Policy and Technology Outlook (2026-2032)
- US-Russia pollock trade dynamics – Following 2024-2025 trade restrictions, US pollock (Alaska) has gained preference in European and Japanese markets over Russian pollock. Norebo Holding and InSCompany (Russian) have redirected volumes to China and domestic markets.
- Marine Stewardship Council (MSC) certification – Over 85% of Alaska pollock is MSC-certified sustainable, enabling premium pricing in EU and US retail. Non-certified pollock (primarily Russian) trades at 10-15% discount.
- Cold chain technology – New ultra-low-temperature freezing (-45°C vs. standard -20°C) extends frozen pollock shelf life from 12 to 24 months, enabling longer-distance shipping and reduced inventory write-offs.
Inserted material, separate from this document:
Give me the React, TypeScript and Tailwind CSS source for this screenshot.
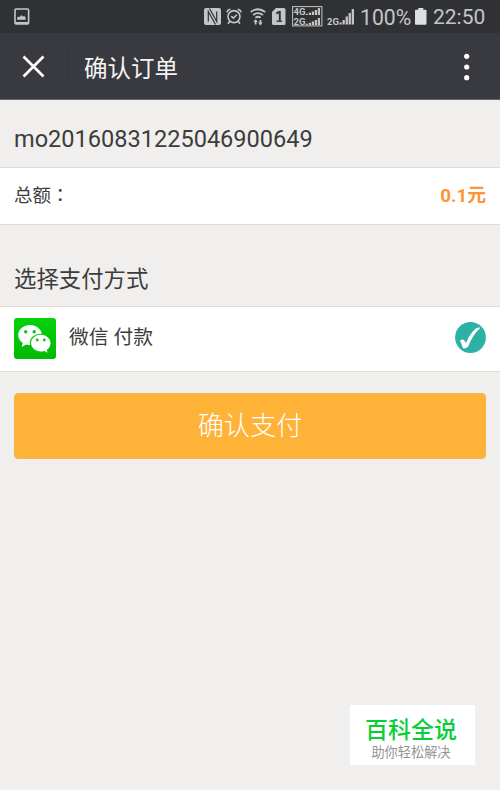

- Next frontier: plant-based surimi alternatives – Startups in US and Europe are developing plant-based crab analogs; impact on pollock surimi demand is monitored but currently minimal (<2% market share).
Conclusion
The Pollack (Alaska pollock) market is mature but resilient, with steady 4% annual growth driven by restaurant demand (fish & chips, surimi sushi) and emerging pet treat applications. Frozen Fish dominates volume, but Surimi and Dried Fish offer higher margins and value-added differentiation. The discrete batch processing nature of pollock – from catch-to-freezer timing on factory trawlers to batch-level quality sorting for dried products – favors vertically integrated players (American Seafoods, Trident Seafoods, Norebo Holding, RRPK) with control over both harvesting and processing. For 2026-2032, the winning strategy is expanding value-added product lines (premium dried pollock for pet treats), maintaining MSC certification for price premium, and diversifying customer segments beyond traditional restaurant and family channels.